The committee seemed satisfied; they dropped their inquiries about the Contras. Poindexter expressed his satisfaction to North in an electronic mail message: “Bravo Zulu,” the naval signal for “well done.”
They walked a thin line. But thick enough to hang them.
When the climax of this comedy of errors played out, on a frantic stage crowded now with the king, his princes, and their enemies, there was cause for celebration. It was November 3, 1986. An American hostage in Lebanon had just been released. Congressional and gubernatorial elections were to be held the next day. And Reagan was preparing to sign a landmark immigration law, something he’d worked hard for since taking office. Then, on November 3, an independent Lebanese publication, Al Shiraa, published an exposé on McFarlane having made a secret visit to the Iranian capital. The details were sketchy but sharp enough for Iranian officials to confirm that the ex-national security adviser had come to Tehran at the behest of the U.S. government.

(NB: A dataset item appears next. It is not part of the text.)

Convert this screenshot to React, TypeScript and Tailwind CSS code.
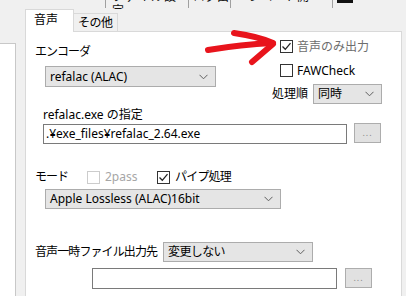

Two days after the article ran, a reporter covering the signing ceremony for the immigration bill asked Reagan pointedly, “Do we have a deal going with Iran of some sort?”
The president, who seconds earlier had jokingly congratulated himself for remembering the names of all the attending luminaries, replied simply, “No comment.” But then a request. “Could I suggest an appeal to all of you with regard to this? That the speculation, the commenting and all, on a story that came out of the Middle East, that to us has no foundation—that all of that is making it more difficult for us in our effort to get the other hostages free.”

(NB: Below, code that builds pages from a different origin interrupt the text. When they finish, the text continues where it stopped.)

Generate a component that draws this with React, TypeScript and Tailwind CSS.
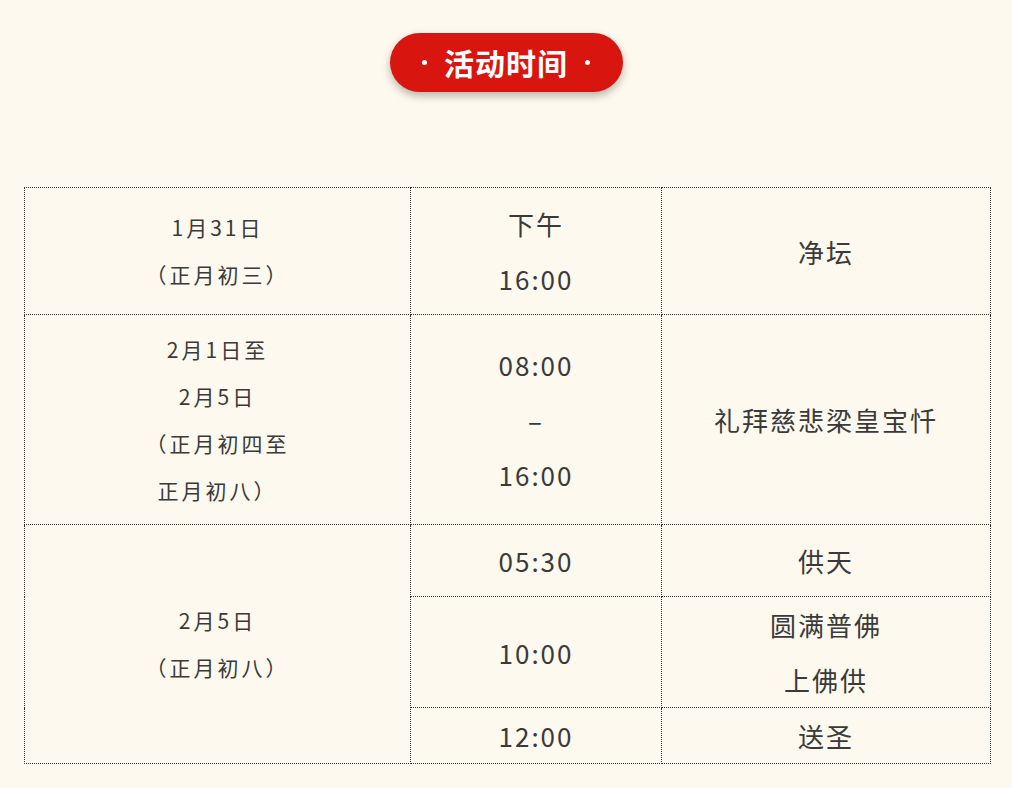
const font = { fontFamily: '"Noto Sans CJK SC", "Noto Sans", sans-serif' };

function Cell({
  children,
  className = '',
  rowSpan,
}: {
  children: React.ReactNode;
  className?: string;
  rowSpan?: number;
}) {
  return (
    <td
      rowSpan={rowSpan}
      className={`border border-dotted border-[#333] p-0 text-center align-middle ${className}`}
    >
      {children}
    </td>
  );
}

function DateText({ lines }: { lines: string[] }) {
  return (
    <div className="text-[21px] leading-[47px] tracking-[3px] text-[#3a3a3a]">
      {lines.map((l) => (
        <div key={l}>{l}</div>
      ))}
    </div>
  );
}

function BigText({ lines }: { lines: string[] }) {
  return (
    <div className="text-[26px] leading-[55px] tracking-[2px] text-[#3a3a3a]">
      {lines.map((l, i) => (
        <div key={i}>{l}</div>
      ))}
    </div>
  );
}

export default function App() {
  return (
    <div className="min-h-[788px] w-full bg-[#fdf9ee]" style={font}>
      <div className="flex justify-center pt-[33px]">
        <div className="flex h-[59px] w-[233px] items-center justify-center gap-[17px] rounded-full bg-[#d9150f] shadow-[0_4px_8px_rgba(0,0,0,0.28)]">
          <span className="h-[5px] w-[5px] rounded-full bg-white" />
          <span className="text-[30px] font-bold tracking-[1px] text-white">活动时间</span>
          <span className="h-[5px] w-[5px] rounded-full bg-white" />
        </div>
      </div>

      <div className="pl-[24px] pt-[95px]">
        <table className="w-[966px] table-fixed border-collapse">
          <colgroup>
            <col className="w-[386px]" />
            <col className="w-[251px]" />
            <col className="w-[329px]" />
          </colgroup>
          <tbody>
            <tr className="h-[127px]">
              <Cell>
                <DateText lines={['1月31日', '（正月初三）']} />
              </Cell>
              <Cell>
                <BigText lines={['下午', '16:00']} />
              </Cell>
              <Cell>
                <BigText lines={['净坛']} />
              </Cell>
            </tr>
            <tr className="h-[210px]">
              <Cell>
                <DateText lines={['2月1日至', '2月5日', '（正月初四至', '正月初八）']} />
              </Cell>
              <Cell>
                <BigText lines={['08:00', '–', '16:00']} />
              </Cell>
              <Cell>
                <BigText lines={['礼拜慈悲梁皇宝忏']} />
              </Cell>
            </tr>
            <tr className="h-[72px]">
              <Cell rowSpan={3}>
                <DateText lines={['2月5日', '（正月初八）']} />
              </Cell>
              <Cell>
                <BigText lines={['05:30']} />
              </Cell>
              <Cell>
                <BigText lines={['供天']} />
              </Cell>
            </tr>
            <tr className="h-[110px]">
              <Cell>
                <BigText lines={['10:00']} />
              </Cell>
              <Cell>
                <BigText lines={['圆满普佛', '上佛供']} />
              </Cell>
            </tr>
            <tr className="h-[56px]">
              <Cell>
                <BigText lines={['12:00']} />
              </Cell>
              <Cell>
                <BigText lines={['送圣']} />
              </Cell>
            </tr>
          </tbody>
        </table>
      </div>
    </div>
  );
}
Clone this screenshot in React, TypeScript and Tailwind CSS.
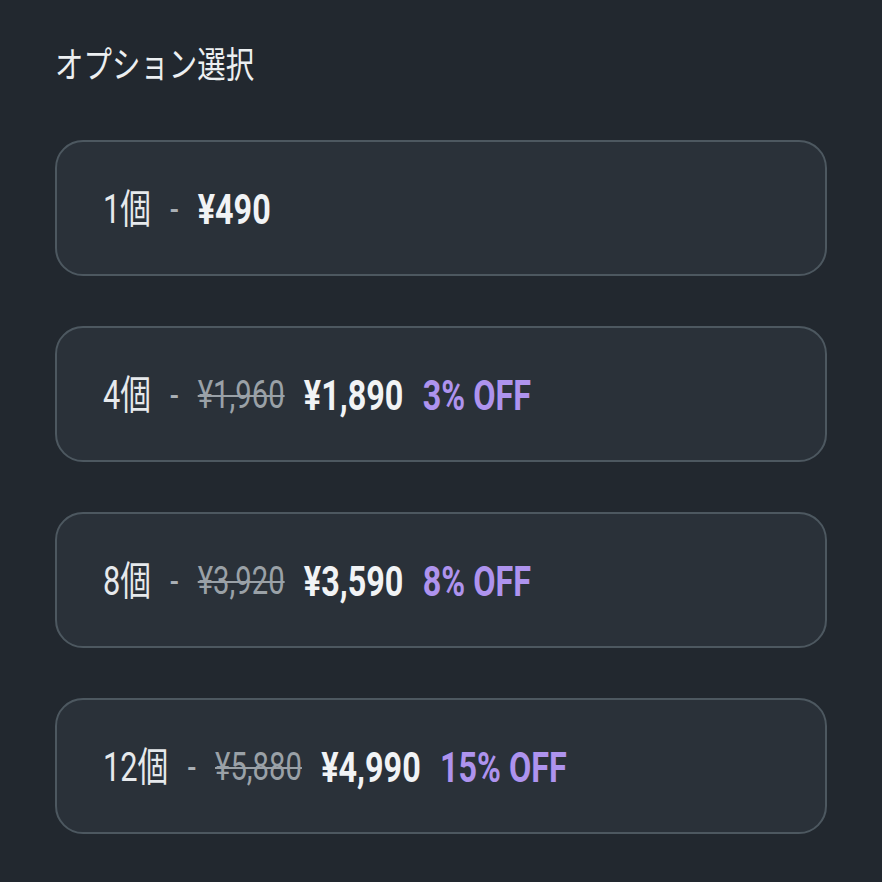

Reagan had just let the cat out of the bag. The rest of his secrets unraveled quickly. Soon the press picked up on a seemingly unconnected item: the downing of a U.S. cargo plane a month earlier in Nicaragua. The sole survivor, an American named Eugene Hasenfus, told his Sandinista captors that he worked for the CIA. They scoured the wreckage, recovering documents that named a slew of Americans and a State Department humanitarian assistance office that North had subverted for the Contra aid program.
Administration officials told Congress that Hasenfus did not work for the CIA, which was true. He worked for North. Only twelve days after the shoot-down, Congress, once again placated by White House assurances, approved the administration’s $100 million Contra aid package. The era of prohibition had ended. Poindexter and North had bridged the gap in tough times.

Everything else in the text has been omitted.